Prior to joining IWPR, Lindsey held positions at the Aspen Institute’s Global Leaders Council for Reproductive Health and at Global Policy Solutions in Washington, DC. Lindsey received her Masters of International Affairs from Columbia University’s School of International and Public Affairs, where she studied human rights, and her Bachelor of Arts in Global Studies from the University of California, Los Angeles.


Traci Rossi has spent her career in service to women in emerging student leaders. Prior to joining the Center for Women’s Leadership in the Hatfield School of Government at Portland State University, Traci led Innovative Changes, which provides financial knowledge and services to overlooked and underserved communities, including women and communities of color. Prior to that role, she was vice president for programs at the "I Have a Dream" Foundation - Oregon, where she built out and led the first Dreamer School in the country.

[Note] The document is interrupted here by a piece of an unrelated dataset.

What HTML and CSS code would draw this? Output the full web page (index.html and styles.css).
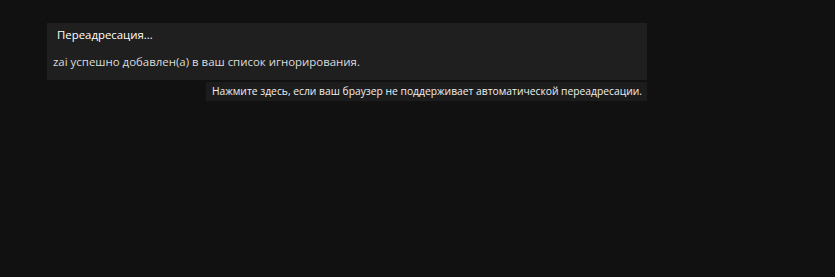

Samaura Stone is a policy analyst at Ascend at the Aspen Institute. Stone comes to the Aspen Institute after working as a congressional legislative fellow in the office of Senator Kirsten Gillibrand (NY) and Representative Karen Bass (CA-37). Originally from Oregon, she received her Master of Social Work degree from Portland State University. Prior to and during graduate school, she held positions within nonprofit organizations, government, and school districts, including a three-year tenure with the office of Senator Jeff Merkley (OR). As a former direct practice social worker, Stone has advocated for vulnerable populations, including foster youth, formerly incarcerated women, homeless families and individuals impacted by mental health and substance use. Stone has served on state, local and national boards, including a government-appointment as the Vice-Chair of the Oregon Advocacy Commission, Washington County Civil Service Commission and the American Association of University Women National Student Advisory Council. She is also a former America’s Leaders of Change, National Urban Fellow.